After the bankruptcy the company was effectively split into two parts. Most of the machinery and watches, together with some skilled workers, were taken back to Roxbury by Edward Howard, who established the Howard Watch Company. The buildings and large machinery were sold at auction to Royal E. Robbins who restarted watch manufacture under the name of Tracy Baker & Company.
Aaron Dennison remained in Waltham as the superintendent of the mechanical department. In 1861 Robbins dismissed him for neglecting his duties and intermeddling with other departments.[6]
In 1864 Aaron Dennison and A. O. Bigelow set up the Tremont Watch Company in Boston. The idea was that fine parts (such as escapements and wheel trains) would be made in Switzerland (where journeyman wages were lower than American wages), and the larger parts (such as barrels plates) and assembling would be done in America.
So Dennison went to Zurich, Switzerland where he organized the manufacture and delivery of parts to Tremont.
In 1866, without the support of Aaron who was not consulted, the directors decided to move the factory to Melrose and make complete watches there, and Dennison withdrew from the company. The Melrose Watch Company failed in 1870.[4]
In February 1871 Aaron moved from Zurich to England where he assembled some watches using parts left over from Zurich and plates from Tremont. He then helped organise the Anglo-American Watch Company in Birmingham, which was to use stock and machinery from the Melrose company. In 1874 the name was changed to the English Watch Manufacturing Company and it appears that Dennison left the company about this time.

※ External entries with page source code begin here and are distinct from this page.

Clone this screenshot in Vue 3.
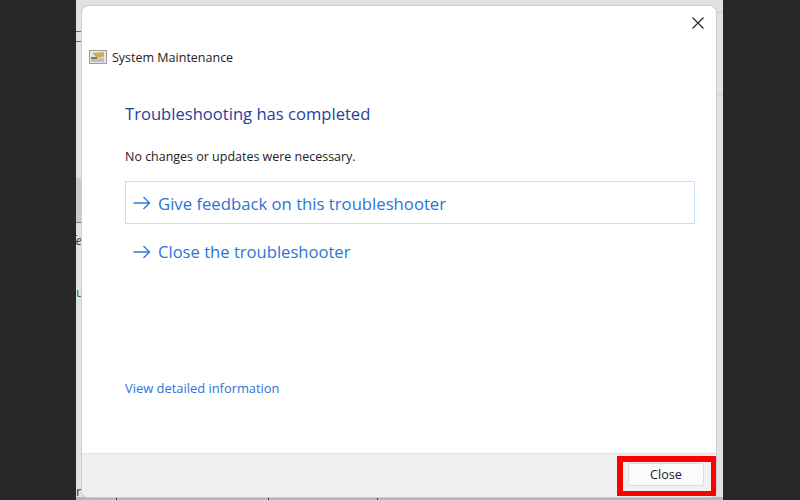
<script setup>
const links = [
  { text: 'Give feedback on this troubleshooter', boxed: true },
  { text: 'Close the troubleshooter', boxed: false }
]
</script>

<template>
  <div class="page">
    <div class="backdrop">
      <span class="frag f2">fe</span>
      <span class="frag f3">u</span>
      <span class="frag f4">r</span>
      <i class="rule s1"></i>
      <i class="rule s2"></i>
      <i class="rule s3"></i>
      <i class="rule s4"></i>
      <i class="rule s5"></i>
      <i class="shade"></i>
      <i class="floor"></i>
      <i class="tick t1"></i>
      <i class="tick t2"></i>
      <i class="tick t3"></i>
      <section class="dialog">
        <button class="x" aria-label="Dismiss">
          <svg width="14" height="14" viewBox="0 0 14 14"><path d="M1.5 1.5 12.5 12.5M12.5 1.5 1.5 12.5" stroke="#222" stroke-width="1.1" fill="none"/></svg>
        </button>
        <div class="body">
          <div class="title-row">
            <svg class="icon" width="18" height="14" viewBox="0 0 18 14">
              <rect x="0.5" y="0.5" width="17" height="13" fill="#e8e8e6" stroke="#9c9c98"/>
              <path d="M3 3 15 2V7L8 8Z" fill="#cfae55"/>
              <path d="M2 9 15 8v4H2z" fill="#bcbdbb"/>
              <path d="M2 7h6v2H2z" fill="#77776f"/>
            </svg>
            <span>System Maintenance</span>
          </div>
          <h1>Troubleshooting has completed</h1>
          <p class="msg">No changes or updates were necessary.</p>
          <a v-for="l in links" :key="l.text" class="link" :class="{ boxed: l.boxed }">
            <svg width="18" height="14" viewBox="0 0 18 14"><path d="M0.5 7H16.5M10.5 1 16.5 7 10.5 13" stroke="#2b7cd8" stroke-width="1.4" fill="none"/></svg>
            <span>{{ l.text }}</span>
          </a>
          <a class="details">View detailed information</a>
        </div>
        <footer>
          <button class="close">Close</button>
        </footer>
        <div class="highlight"></div>
      </section>
    </div>
  </div>
</template>

<style>
html, body { margin: 0; background: #282828; }
</style>

<style scoped>
.page {
  width: 800px;
  height: 500px;
  overflow: hidden;
  background: #282828;
  display: flex;
  justify-content: center;
  font-family: "Open Sans", "Noto Sans", sans-serif;
}
.backdrop {
  position: relative;
  margin-left: -1px;
  width: 647px;
  height: 500px;
  background: #e2e2e2;
}
.frag { position: absolute; left: 0; color: #333; font-size: 13px; line-height: 14px; }
.f2 { top: 233px; width: 6px; overflow: hidden; font-style: italic; direction: rtl; }
.f3 { top: 285px; width: 6px; overflow: hidden; color: #2a5d8f; }
.f4 { top: 484px; width: 6px; overflow: hidden; color: #5a2a3a; }
.rule { position: absolute; height: 1px; }
.s1 { left: 0; width: 6px; top: 31px; background: #6a6a6a; }
.s2 { left: 0; width: 6px; top: 41px; background: #6a6a6a; }
.s3 { left: 0; width: 6px; top: 222px; background: #777; }
.s4 { right: 0; width: 8px; top: 12px; background: #c6c6c6; }
.s5 { right: 0; width: 8px; top: 94px; background: #cacaca; }
.shade { position: absolute; left: 0; width: 6px; top: 178px; height: 44px; background: #cbcbcb; }
.floor { position: absolute; left: 0; right: 0; top: 497px; height: 3px; background: #b6b6b9; }
.tick { position: absolute; top: 497px; width: 1px; height: 3px; background: #333; }
.t1 { left: 40px; }
.t2 { left: 192px; }
.t3 { left: 301px; }
.dialog {
  position: absolute;
  left: 6px;
  top: 6px;
  width: 634px;
  height: 491px;
  box-sizing: border-box;
  background: #fff;
  border-radius: 7px;
  box-shadow: 0 0 0 1px #cfcfcf;
  display: flex;
  flex-direction: column;
  color: #1c1c1c;
}
.x {
  position: absolute;
  top: 10px;
  right: 11px;
  padding: 0;
  border: 0;
  background: none;
  line-height: 0;
}
.body {
  flex: 1;
  padding: 42px 21px 0 7px;
  display: flex;
  flex-direction: column;
}
.title-row {
  display: flex;
  align-items: center;
  gap: 5px;
  height: 18px;
  font-size: 12.5px;
  color: #222;
}
.icon { flex: none; }
h1 {
  margin: 36px 0 0 36px;
  font-size: 16.6px;
  line-height: 24px;
  font-weight: 400;
  color: #1f3f9c;
}
.msg {
  margin: 22px 0 0 36px;
  font-size: 12.47px;
  line-height: 18px;
  color: #222;
}
.link {
  margin: 15px 0 0 36px;
  height: 43px;
  box-sizing: border-box;
  padding: 1px 0 0 7px;
  display: flex;
  align-items: center;
  gap: 7px;
  font-size: 16.7px;
  color: #2b74d8;
  border: 1px solid transparent;
}
.link + .link { margin-top: 6px; padding-top: 0; font-size: 16.6px; }
.boxed { border-color: #c4e0f8; }
.details {
  margin: auto 0 56px 36px;
  font-size: 12.9px;
  line-height: 18px;
  color: #2b74d8;
}
footer {
  height: 44px;
  flex: none;
  box-sizing: border-box;
  background: #f0eff1;
  border-top: 1px solid #e2e2e2;
  border-radius: 0 0 7px 7px;
  display: flex;
  justify-content: flex-end;
  align-items: flex-start;
  padding: 9px 12px 0 0;
}
.close {
  width: 76px;
  height: 23px;
  box-sizing: border-box;
  background: #fbfbfb;
  border: 1px solid #dcdcdc;
  border-radius: 3px;
  font: 12.6px "Open Sans", "Noto Sans", sans-serif;
  color: #222;
  padding: 0;
}
.highlight {
  position: absolute;
  left: 535px;
  top: 450px;
  width: 99px;
  height: 40px;
  box-sizing: border-box;
  border-style: solid;
  border-color: #f00;
  border-width: 6px 5px 5px 6px;
}
</style>
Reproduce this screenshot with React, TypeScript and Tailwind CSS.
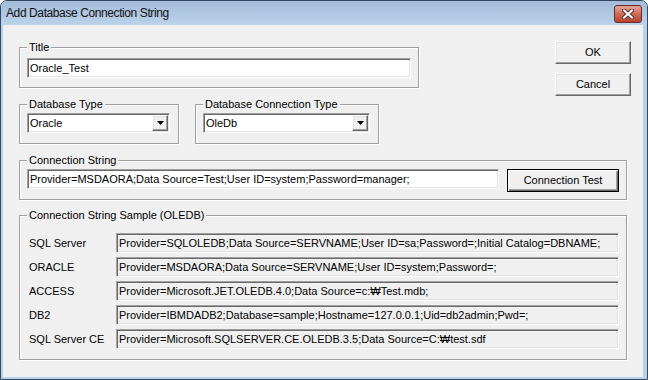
import React from "react";

const sunken =
  "border border-t-[#a0a0a0] border-l-[#a0a0a0] border-b-white border-r-white shadow-[inset_1px_1px_0_#696969,inset_-1px_-1px_0_#e3e3e3]";
const raised =
  "border border-t-white border-l-white border-b-[#696969] border-r-[#696969] shadow-[inset_-1px_-1px_0_#a0a0a0,inset_1px_1px_0_#e3e3e3]";

function GroupBox({
  label,
  className,
  children,
}: {
  label: string;
  className: string;
  children: React.ReactNode;
}) {
  return (
    <div
      className={`relative border border-[#a0a0a0] shadow-[inset_1px_1px_0_#fff,1px_1px_0_#fff] ${className}`}
    >
      {/* label sits on the etched line */}
      <span className="absolute left-[7px] top-[-7px] bg-[#f0f0f0] px-[2px] text-[11px] leading-[13px] whitespace-nowrap">
        {label}
      </span>
      {children}
    </div>
  );
}

function TextBox({ value, className }: { value: string; className: string }) {
  return (
    <div
      className={`${sunken} h-[20px] bg-white flex items-center pl-[2px] whitespace-nowrap overflow-hidden ${className}`}
    >
      {value}
    </div>
  );
}

function Combo({ value, className }: { value: string; className: string }) {
  return (
    <div className={`${sunken} h-[20px] bg-white flex items-stretch p-[1px] ${className}`}>
      <span className="flex-1 flex items-center pl-[1px]">{value}</span>
      <span className={`${raised} w-[16px] bg-[#f0f0f0] flex items-center justify-center`}>
        <svg width="7" height="4" viewBox="0 0 7 4">
          <path d="M0 0h7L3.5 4z" fill="#000" />
        </svg>
      </span>
    </div>
  );
}

function Button({ children, className }: { children: React.ReactNode; className: string }) {
  return (
    <div className={`${raised} bg-[#f0f0f0] flex items-center justify-center ${className}`}>
      {children}
    </div>
  );
}

const samples = [
  ["SQL Server", "Provider=SQLOLEDB;Data Source=SERVNAME;User ID=sa;Password=;Initial Catalog=DBNAME;"],
  ["ORACLE", "Provider=MSDAORA;Data Source=SERVNAME;User ID=system;Password=;"],
  ["ACCESS", "Provider=Microsoft.JET.OLEDB.4.0;Data Source=c:\u20A9Test.mdb;"],
  ["DB2", "Provider=IBMDADB2;Database=sample;Hostname=127.0.0.1;Uid=db2admin;Pwd=;"],
  ["SQL Server CE", "Provider=Microsoft.SQLSERVER.CE.OLEDB.3.5;Data Source=C:\u20A9test.sdf"],
];

export default function App() {
  return (
    <div className="w-[648px] h-[380px] border border-[#34495f] rounded-t-[7px] bg-[#b9d1ea] flex flex-col overflow-hidden font-['Liberation_Sans',Arial,sans-serif] text-[11px] text-black">
      {/* Title bar */}
      <div className="h-[24px] shrink-0 flex items-center bg-gradient-to-b from-[#a3bcd9] to-[#bcd2ea] pl-[5px] pr-[5px]">
        <span className="text-[12px] tracking-[-0.4px] text-[#111]">
          Add Database Connection String
        </span>
        <div className="ml-auto mt-[1px] w-[28px] h-[18px] rounded-[3px] border border-[#6b2b2b] bg-gradient-to-b from-[#e5a597] via-[#cf6a58] to-[#b9402e] flex items-center justify-center">
          <svg width="12" height="10" viewBox="0 0 12 10">
            <path d="M2 1.5l8 7M10 1.5l-8 7" stroke="#5c3434" strokeWidth="4" strokeLinecap="square" />
            <path d="M2 1.5l8 7M10 1.5l-8 7" stroke="#fff" strokeWidth="2" strokeLinecap="square" />
          </svg>
        </div>
      </div>

      {/* Client area */}
      <div className="ml-[2px] w-[640px] h-[352px] bg-[#f0f0f0] flex flex-col">
        <div className="flex">
          <div className="flex flex-col ml-[16px] mt-[22px]">
            <GroupBox label="Title" className="w-[400px] h-[41px] pl-[7px] pt-[10px]">
              <TextBox value="Oracle_Test" className="w-[384px]" />
            </GroupBox>
            <div className="flex gap-[16px] mt-[16px]">
              <GroupBox label="Database Type" className="w-[160px] h-[40px] pl-[7px] pt-[8px]">
                <Combo value="Oracle" className="w-[143px]" />
              </GroupBox>
              <GroupBox label="Database Connection Type" className="w-[184px] h-[40px] pl-[7px] pt-[8px]">
                <Combo value="OleDb" className="w-[167px]" />
              </GroupBox>
            </div>
          </div>
          <div className="flex flex-col gap-[9px] ml-auto mr-[12px] mt-[16px]">
            <Button className="w-[76px] h-[23px]">OK</Button>
            <Button className="w-[76px] h-[23px]">Cancel</Button>
          </div>
        </div>

        <GroupBox label="Connection String" className="ml-[16px] mt-[16px] w-[608px] h-[40px] pl-[7px] pt-[8px] flex items-start gap-[8px]">
          <TextBox
            value="Provider=MSDAORA;Data Source=Test;User ID=system;Password=manager;"
            className="w-[472px]"
          />
          <div className="border border-black w-[112px] h-[23px] bg-[#f0f0f0] flex items-center justify-center shadow-[inset_1px_1px_0_#fff,inset_-1px_-1px_0_#696969,inset_-2px_-2px_0_#a0a0a0]">
            Connection Test
          </div>
        </GroupBox>

        <GroupBox label="Connection String Sample (OLEDB)" className="ml-[16px] mt-[15px] w-[608px] h-[145px] pl-[9px] pt-[17px] flex flex-col gap-[4px]">
          {samples.map(([name, value]) => (
            <div key={name} className="flex items-center h-[20px]">
              <span className="w-[87px] shrink-0">{name}</span>
              <div className={`${sunken} w-[503px] h-[20px] flex items-center pl-[2px] whitespace-nowrap overflow-hidden`}>
                {value}
              </div>
            </div>
          ))}
        </GroupBox>
      </div>
    </div>
  );
}
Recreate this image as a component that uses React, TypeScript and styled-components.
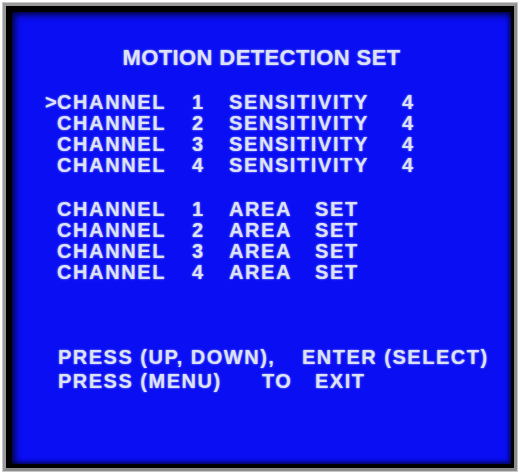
import styled, { createGlobalStyle } from "styled-components";

const GlobalStyle = createGlobalStyle`
  html, body {
    margin: 0;
    padding: 0;
    background: #ffffff;
  }
`;

type Cell = { text: string; w?: number };

const sensitivityRows: Cell[][] = [1, 2, 3, 4].map((n) => [
  { text: "CHANNEL", w: 135 },
  { text: String(n), w: 37 },
  { text: "SENSITIVITY", w: 173 },
  { text: "4" },
]);

const areaRows: Cell[][] = [1, 2, 3, 4].map((n) => [
  { text: "CHANNEL", w: 135 },
  { text: String(n), w: 37 },
  { text: "AREA", w: 86 },
  { text: "SET" },
]);

const helpLines: Cell[][] = [
  [{ text: "PRESS (UP, DOWN),", w: 244 }, { text: "ENTER (SELECT)" }],
  [{ text: "PRESS (MENU)", w: 204 }, { text: "TO", w: 53 }, { text: "EXIT" }],
];

const App = () => {
  return (
    <>
      <GlobalStyle />
      <Bezel>
        <Screen>
          <Title>MOTION DETECTION SET</Title>

          <Menu>
            {sensitivityRows.map((row, i) => (
              <Row key={`s${i}`}>
                <Cursor>{i === 0 ? ">" : ""}</Cursor>
                {row.map((c, j) => (
                  <Field key={j} $w={c.w}>
                    {c.text}
                  </Field>
                ))}
              </Row>
            ))}
          </Menu>

          <Menu $top={23}>
            {areaRows.map((row, i) => (
              <Row key={`a${i}`}>
                <Cursor />
                {row.map((c, j) => (
                  <Field key={j} $w={c.w}>
                    {c.text}
                  </Field>
                ))}
              </Row>
            ))}
          </Menu>

          <Help>
            {helpLines.map((line, i) => (
              <HelpLine key={i}>
                {line.map((c, j) => (
                  <Field key={j} $w={c.w}>
                    {c.text}
                  </Field>
                ))}
              </HelpLine>
            ))}
          </Help>
        </Screen>
      </Bezel>
    </>
  );
};

export default App;

const Bezel = styled.div`
  box-sizing: border-box;
  margin: 3px;
  width: 514px;
  height: 468px;
  border: 3px solid #8c8c8c;
  border-top-color: #9a9a9a;
  border-left-color: #9a9a9a;
  background: #000;
  padding: 6px 3px 4px 6px;
  box-shadow: 0 0 0 1px #c8c8c8;
`;

const Screen = styled.div`
  box-sizing: border-box;
  height: 100%;
  background: #0a0ef2;
  box-shadow: inset 3px 3px 6px rgba(0, 0, 0, 0.75),
    inset -2px -2px 4px rgba(0, 0, 0, 0.6);
  padding: 33px 0 0 33px;
  font-family: "Liberation Sans", Arial, sans-serif;
  font-weight: 700;
  color: #dde2f8;
  text-shadow: 0 0 2px rgba(205, 214, 255, 0.85);
  overflow: hidden;
`;

const Title = styled.div`
  margin-left: -33px;
  text-align: center;
  font-size: 22px;
  line-height: 26px;
  letter-spacing: 0.4px;
`;

const Menu = styled.div<{ $top?: number }>`
  display: flex;
  flex-direction: column;
  margin-top: ${(p) => p.$top ?? 21}px;
`;

const Row = styled.div`
  display: flex;
  font-size: 20px;
  line-height: 21px;
  letter-spacing: 1.6px;
  white-space: nowrap;
`;

const Cursor = styled.span`
  width: 12px;
  letter-spacing: 0;
`;

const Field = styled.span<{ $w?: number }>`
  ${(p) => (p.$w ? `width: ${p.$w}px;` : "")}
  white-space: pre;
`;

const Help = styled.div`
  display: flex;
  flex-direction: column;
  margin-top: 62px;
  padding-left: 13px;
`;

const HelpLine = styled.div`
  display: flex;
  font-size: 20px;
  line-height: 24px;
  letter-spacing: 1.5px;
  white-space: nowrap;
`;
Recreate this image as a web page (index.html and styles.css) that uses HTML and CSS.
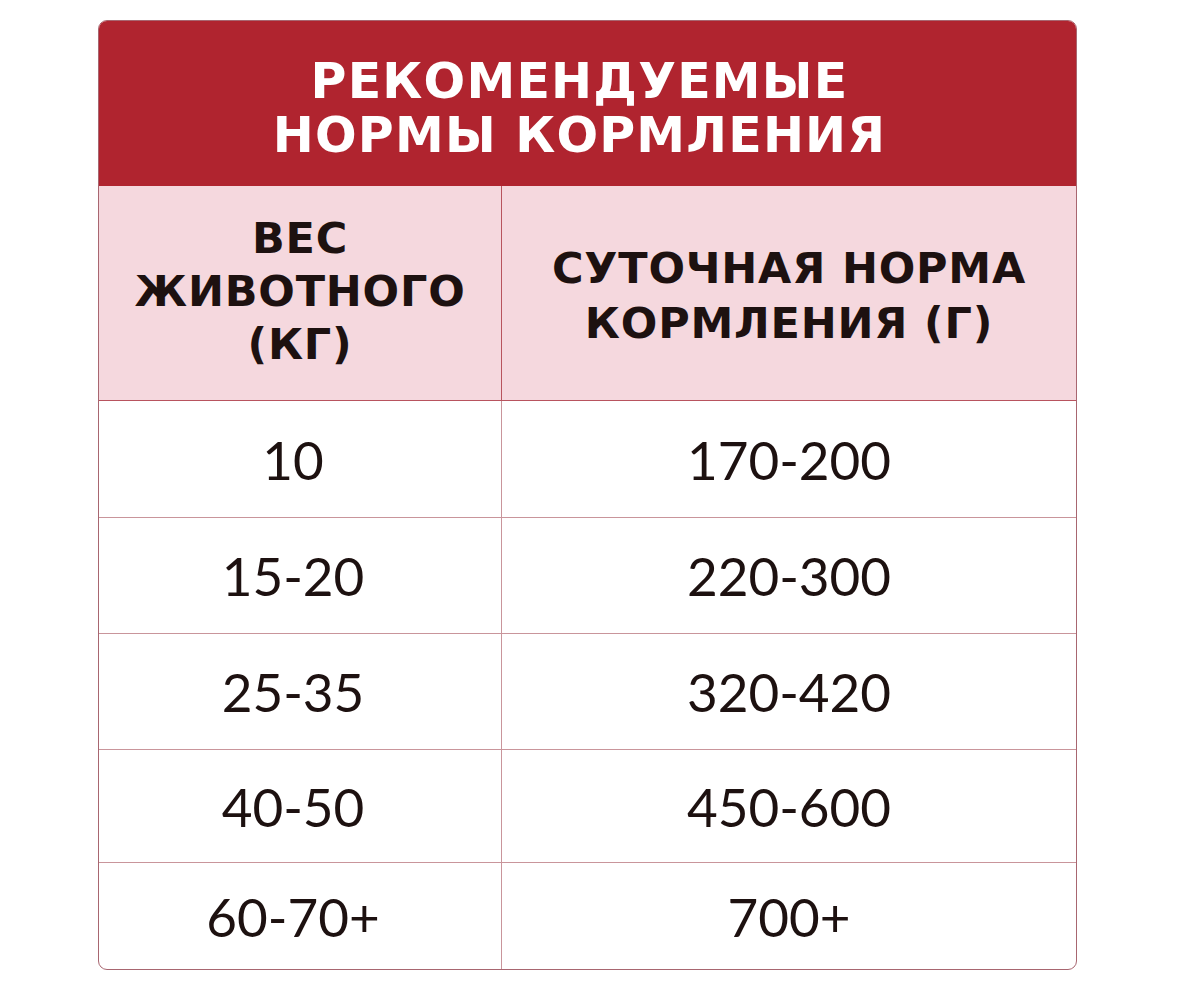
FILE: index.html
```html
<!DOCTYPE html>
<html lang="ru">
<head>
<meta charset="utf-8">
<title>Рекомендуемые нормы кормления</title>
<link rel="stylesheet" href="styles.css">
</head>
<body>
<div class="card">
  <div class="title">РЕКОМЕНДУЕМЫЕ<br>НОРМЫ КОРМЛЕНИЯ</div>
  <div class="grid">
    <div class="head left">ВЕС<br>ЖИВОТНОГО<br>(КГ)</div>
    <div class="head right">СУТОЧНАЯ НОРМА<br>КОРМЛЕНИЯ (Г)</div>
    <div class="cell left">10</div><div class="cell right">170-200</div>
    <div class="cell left">15-20</div><div class="cell right">220-300</div>
    <div class="cell left">25-35</div><div class="cell right">320-420</div>
    <div class="cell left">40-50</div><div class="cell right">450-600</div>
    <div class="cell left last">60-70+</div><div class="cell right last">700+</div>
  </div>
</div>
</body>
</html>
```

FILE: styles.css
```css
html, body {
  margin: 0;
  padding: 0;
  background: #ffffff;
}
.card {
  margin: 20px 0 0 98px;
  width: 979px;
  height: 950px;
  box-sizing: border-box;
  border: 1.5px solid #a86670;
  border-radius: 9px;
  overflow: hidden;
  display: flex;
  flex-direction: column;
}
.title {
  height: 165px;
  flex: none;
  background: #b0242f;
  color: #ffffff;
  font-family: "DejaVu Sans", sans-serif;
  font-weight: bold;
  font-size: 49px;
  line-height: 54px;
  letter-spacing: 1.2px;
  text-align: center;
  display: flex;
  align-items: center;
  justify-content: center;
  padding: 10px 16px 0 0;
  box-sizing: border-box;
}
.grid {
  flex: 1;
  display: grid;
  grid-template-columns: 403px 1fr;
  grid-template-rows: 215px 117px 116px 116px 113px 1fr;
}
.head {
  background: #f5d8de;
  color: #1d1110;
  font-family: "DejaVu Sans", sans-serif;
  font-weight: bold;
  font-size: 43px;
  line-height: 53px;
  letter-spacing: 0.8px;
  text-align: center;
  display: flex;
  align-items: center;
  justify-content: center;
  border-bottom: 1.5px solid #b8545e;
}
.head.left {
  border-right: 1.5px solid #b8545e;
  padding-bottom: 4px;
  box-sizing: border-box;
}
.head.right {
  line-height: 55px;
  padding-top: 6px;
  box-sizing: border-box;
}
.cell {
  color: #1d1110;
  font-family: Lato, "Liberation Sans", sans-serif;
  font-size: 53px;
  text-align: center;
  display: flex;
  align-items: center;
  justify-content: center;
  border-bottom: 1.5px solid #c9959b;
}
.cell.left {
  border-right: 1.5px solid #c9959b;
  padding-right: 14px;
}
.cell.last {
  border-bottom: none;
}
```
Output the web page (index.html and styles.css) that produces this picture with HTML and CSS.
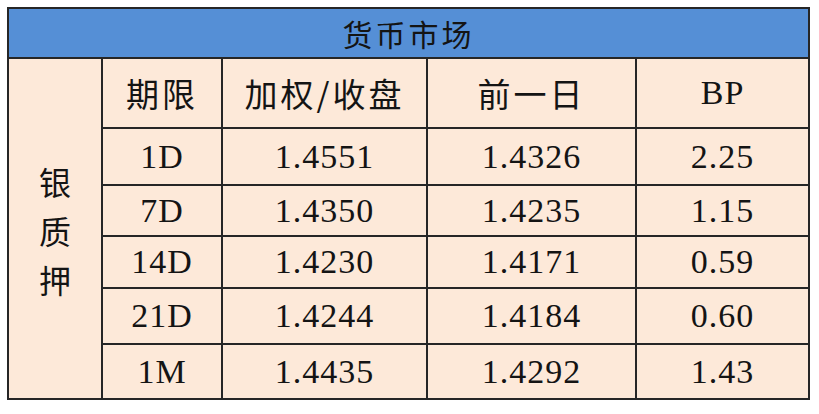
FILE: index.html
```html
<!DOCTYPE html>
<html lang="zh-CN">
<head>
<meta charset="utf-8">
<title>货币市场</title>
<link rel="stylesheet" href="styles.css">
</head>
<body>
<table class="rates">
  <colgroup>
    <col class="c-side">
    <col class="c-term">
    <col class="c-rate">
    <col class="c-prev">
    <col class="c-bp">
  </colgroup>
  <thead>
    <tr class="r-title"><th colspan="5" class="title">货币市场</th></tr>
  </thead>
  <tbody>
    <tr class="r-head">
      <td rowspan="6" class="side"><span class="vert">银<br>质<br>押</span></td>
      <td class="cjk">期限</td>
      <td class="cjk">加权/收盘</td>
      <td class="cjk">前一日</td>
      <td class="num">BP</td>
    </tr>
    <tr class="r1"><td class="num">1D</td><td class="num">1.4551</td><td class="num">1.4326</td><td class="num">2.25</td></tr>
    <tr class="r2"><td class="num">7D</td><td class="num">1.4350</td><td class="num">1.4235</td><td class="num">1.15</td></tr>
    <tr class="r3"><td class="num">14D</td><td class="num">1.4230</td><td class="num">1.4171</td><td class="num">0.59</td></tr>
    <tr class="r4"><td class="num">21D</td><td class="num">1.4244</td><td class="num">1.4184</td><td class="num">0.60</td></tr>
    <tr class="r5"><td class="num">1M</td><td class="num">1.4435</td><td class="num">1.4292</td><td class="num">1.43</td></tr>
  </tbody>
</table>
</body>
</html>
```
FILE: styles.css
```css
html, body {
  margin: 0;
  padding: 0;
  background: #ffffff;
}
body {
  padding: 7px;
  font-family: "Liberation Serif", "Noto Sans CJK SC", serif;
  color: #141414;
}
.rates {
  border-collapse: collapse;
  table-layout: fixed;
  width: 803px;
  background: #fde9d9;
}
.c-side { width: 94px; }
.c-term { width: 120px; }
.c-rate { width: 205px; }
.c-prev { width: 209px; }
.c-bp { width: 173px; }

.rates th, .rates td {
  border: 2px solid #262626;
  padding: 0;
  text-align: center;
  vertical-align: middle;
  line-height: 1;
  overflow: hidden;
  white-space: nowrap;
}
.title {
  background: #558fd6;
  font-family: "Noto Sans CJK SC", sans-serif;
  font-weight: 400;
  font-size: 30px;
  letter-spacing: 3px;
  padding-left: 3px;
  height: 48px;
}
.r-head td { height: 68px; }
.r1 td { height: 55px; }
.r2 td { height: 49px; }
.r3 td { height: 50px; }
.r4 td { height: 54px; }
.r5 td { height: 53px; }

.cjk {
  font-family: "Noto Sans CJK SC", sans-serif;
  font-weight: 400;
  font-size: 33px;
  letter-spacing: 3px;
  padding-left: 3px;
}
.num {
  font-family: "Liberation Serif", serif;
  font-size: 34px;
  letter-spacing: 1px;
}
.side {
  vertical-align: middle;
}
.vert {
  display: inline-block;
  font-family: "Noto Sans CJK SC", sans-serif;
  font-size: 32px;
  line-height: 49px;
  position: relative;
  top: 2px;
}
```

In about 1874, Aaron Dennison started a business making watch cases in Birmingham and supplied the London office of the Waltham Watch Company.[7] In 1879 Alfred Wigley joined him to form the firm of Dennison, Wigley & Company. Following Aaron Dennison’s death in 1895, his son Franklin became a partner in the firm. This very successful company continued until 1905 when it was renamed the Dennison Watch Case Company, and that company continued until 1967.